§ **Prompt**
From the first line of the data below, copy each line up to the one containing "import React from", and include that line too.

§ **Dataset content**

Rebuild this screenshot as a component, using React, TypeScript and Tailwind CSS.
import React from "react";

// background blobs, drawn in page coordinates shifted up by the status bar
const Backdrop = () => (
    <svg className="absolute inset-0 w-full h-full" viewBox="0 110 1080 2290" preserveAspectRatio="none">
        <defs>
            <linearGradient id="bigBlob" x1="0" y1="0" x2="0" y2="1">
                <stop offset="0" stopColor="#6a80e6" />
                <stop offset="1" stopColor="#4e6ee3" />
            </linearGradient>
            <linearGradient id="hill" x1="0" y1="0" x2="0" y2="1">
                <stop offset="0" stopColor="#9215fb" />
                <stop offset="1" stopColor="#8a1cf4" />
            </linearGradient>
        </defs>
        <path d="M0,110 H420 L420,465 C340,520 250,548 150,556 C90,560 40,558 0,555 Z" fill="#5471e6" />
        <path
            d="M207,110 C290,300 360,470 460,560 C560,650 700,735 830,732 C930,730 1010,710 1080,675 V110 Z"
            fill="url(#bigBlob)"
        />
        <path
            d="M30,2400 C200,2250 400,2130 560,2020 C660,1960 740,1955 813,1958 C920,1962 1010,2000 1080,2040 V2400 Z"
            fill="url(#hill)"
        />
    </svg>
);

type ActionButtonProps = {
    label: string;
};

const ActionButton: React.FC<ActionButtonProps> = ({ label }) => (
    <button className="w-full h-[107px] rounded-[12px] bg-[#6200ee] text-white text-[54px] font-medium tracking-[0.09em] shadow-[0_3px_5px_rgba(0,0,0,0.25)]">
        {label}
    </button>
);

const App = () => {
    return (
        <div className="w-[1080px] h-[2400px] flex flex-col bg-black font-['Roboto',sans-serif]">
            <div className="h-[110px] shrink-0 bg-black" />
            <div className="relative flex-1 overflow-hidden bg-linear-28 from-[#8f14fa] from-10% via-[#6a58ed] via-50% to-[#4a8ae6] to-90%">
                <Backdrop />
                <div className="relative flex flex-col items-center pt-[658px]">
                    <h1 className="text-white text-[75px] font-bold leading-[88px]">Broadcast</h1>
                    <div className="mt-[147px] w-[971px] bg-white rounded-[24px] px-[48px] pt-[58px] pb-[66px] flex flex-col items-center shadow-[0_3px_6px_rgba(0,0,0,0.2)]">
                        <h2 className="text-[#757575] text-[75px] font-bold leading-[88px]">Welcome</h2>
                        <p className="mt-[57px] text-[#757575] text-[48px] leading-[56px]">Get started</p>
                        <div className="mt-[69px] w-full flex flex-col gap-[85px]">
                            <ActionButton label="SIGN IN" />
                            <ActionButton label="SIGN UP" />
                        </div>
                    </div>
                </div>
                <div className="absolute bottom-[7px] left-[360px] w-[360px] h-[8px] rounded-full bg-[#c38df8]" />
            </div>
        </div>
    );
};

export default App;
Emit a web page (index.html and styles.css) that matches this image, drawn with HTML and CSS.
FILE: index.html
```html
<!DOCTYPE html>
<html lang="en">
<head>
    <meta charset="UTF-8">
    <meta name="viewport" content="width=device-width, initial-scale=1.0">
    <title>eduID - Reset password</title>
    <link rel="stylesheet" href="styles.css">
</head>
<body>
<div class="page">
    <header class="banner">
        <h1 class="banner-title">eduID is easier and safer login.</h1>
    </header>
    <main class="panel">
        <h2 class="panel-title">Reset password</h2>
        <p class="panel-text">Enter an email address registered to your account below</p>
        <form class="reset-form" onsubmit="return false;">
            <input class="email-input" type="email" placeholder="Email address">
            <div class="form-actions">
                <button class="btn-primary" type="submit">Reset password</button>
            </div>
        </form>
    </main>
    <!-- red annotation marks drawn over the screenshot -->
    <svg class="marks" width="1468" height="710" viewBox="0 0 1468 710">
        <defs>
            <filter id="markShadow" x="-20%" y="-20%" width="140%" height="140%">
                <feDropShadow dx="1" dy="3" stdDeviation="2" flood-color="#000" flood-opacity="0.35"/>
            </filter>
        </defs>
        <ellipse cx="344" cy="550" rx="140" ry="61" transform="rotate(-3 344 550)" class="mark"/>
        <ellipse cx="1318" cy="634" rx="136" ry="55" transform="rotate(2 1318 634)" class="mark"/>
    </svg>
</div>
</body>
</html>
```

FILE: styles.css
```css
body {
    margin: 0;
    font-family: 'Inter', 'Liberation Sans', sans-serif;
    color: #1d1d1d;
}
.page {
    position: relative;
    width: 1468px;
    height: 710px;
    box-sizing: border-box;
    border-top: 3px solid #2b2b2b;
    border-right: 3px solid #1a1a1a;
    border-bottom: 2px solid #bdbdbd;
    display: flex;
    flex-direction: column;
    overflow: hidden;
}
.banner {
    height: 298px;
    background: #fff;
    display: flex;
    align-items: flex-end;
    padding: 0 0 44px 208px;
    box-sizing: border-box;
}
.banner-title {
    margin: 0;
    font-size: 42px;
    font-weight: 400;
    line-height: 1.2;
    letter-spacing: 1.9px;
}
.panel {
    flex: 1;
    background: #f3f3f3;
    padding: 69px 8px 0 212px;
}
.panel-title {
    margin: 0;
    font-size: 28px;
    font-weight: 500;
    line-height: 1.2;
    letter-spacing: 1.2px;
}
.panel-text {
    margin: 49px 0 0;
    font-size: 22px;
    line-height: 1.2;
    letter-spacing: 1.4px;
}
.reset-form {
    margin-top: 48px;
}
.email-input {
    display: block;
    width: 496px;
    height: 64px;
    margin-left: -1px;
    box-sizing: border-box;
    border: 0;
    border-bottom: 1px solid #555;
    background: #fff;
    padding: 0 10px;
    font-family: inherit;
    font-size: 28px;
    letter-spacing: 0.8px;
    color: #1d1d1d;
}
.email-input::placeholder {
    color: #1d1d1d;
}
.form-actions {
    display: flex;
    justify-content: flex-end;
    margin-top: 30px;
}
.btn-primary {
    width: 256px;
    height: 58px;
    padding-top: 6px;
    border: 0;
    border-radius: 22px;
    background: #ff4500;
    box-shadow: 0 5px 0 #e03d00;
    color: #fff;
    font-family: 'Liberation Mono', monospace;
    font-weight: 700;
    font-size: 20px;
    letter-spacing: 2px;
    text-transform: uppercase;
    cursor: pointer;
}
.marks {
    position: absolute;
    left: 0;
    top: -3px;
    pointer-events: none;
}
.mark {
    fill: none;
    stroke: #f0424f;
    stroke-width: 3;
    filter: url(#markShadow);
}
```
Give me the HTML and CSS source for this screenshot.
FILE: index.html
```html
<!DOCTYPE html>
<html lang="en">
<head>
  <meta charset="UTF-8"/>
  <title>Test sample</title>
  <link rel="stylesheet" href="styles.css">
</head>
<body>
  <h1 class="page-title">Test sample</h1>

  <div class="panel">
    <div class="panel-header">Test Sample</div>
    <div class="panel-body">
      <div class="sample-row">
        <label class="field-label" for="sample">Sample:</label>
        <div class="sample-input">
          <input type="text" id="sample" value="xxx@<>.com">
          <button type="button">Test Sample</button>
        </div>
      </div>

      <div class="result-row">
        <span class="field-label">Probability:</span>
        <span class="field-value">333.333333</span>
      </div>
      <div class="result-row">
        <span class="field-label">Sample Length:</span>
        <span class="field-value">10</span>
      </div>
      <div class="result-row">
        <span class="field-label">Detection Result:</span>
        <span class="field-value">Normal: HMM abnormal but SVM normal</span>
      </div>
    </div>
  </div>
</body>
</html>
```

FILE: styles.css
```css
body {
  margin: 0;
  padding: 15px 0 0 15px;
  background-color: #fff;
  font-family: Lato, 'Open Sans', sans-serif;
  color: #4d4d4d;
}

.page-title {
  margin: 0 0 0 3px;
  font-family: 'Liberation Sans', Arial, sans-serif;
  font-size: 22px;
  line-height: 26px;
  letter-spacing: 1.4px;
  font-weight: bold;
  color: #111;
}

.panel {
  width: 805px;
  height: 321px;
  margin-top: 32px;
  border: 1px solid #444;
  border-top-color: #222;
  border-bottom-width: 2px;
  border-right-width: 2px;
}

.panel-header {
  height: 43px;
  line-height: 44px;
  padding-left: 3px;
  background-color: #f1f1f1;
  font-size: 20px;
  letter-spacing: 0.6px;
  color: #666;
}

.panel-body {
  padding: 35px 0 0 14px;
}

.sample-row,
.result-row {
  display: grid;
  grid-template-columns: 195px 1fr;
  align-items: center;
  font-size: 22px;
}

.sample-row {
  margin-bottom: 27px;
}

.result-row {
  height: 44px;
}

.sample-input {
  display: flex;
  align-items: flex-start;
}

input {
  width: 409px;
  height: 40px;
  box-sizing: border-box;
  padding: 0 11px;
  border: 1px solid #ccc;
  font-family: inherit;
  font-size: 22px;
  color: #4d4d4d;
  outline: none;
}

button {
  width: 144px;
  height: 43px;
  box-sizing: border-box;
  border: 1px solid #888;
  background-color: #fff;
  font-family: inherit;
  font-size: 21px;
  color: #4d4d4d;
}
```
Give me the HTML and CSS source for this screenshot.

§ **Result for this task**
Rebuild this screenshot as a component, using React, TypeScript and Tailwind CSS.
import React from "react";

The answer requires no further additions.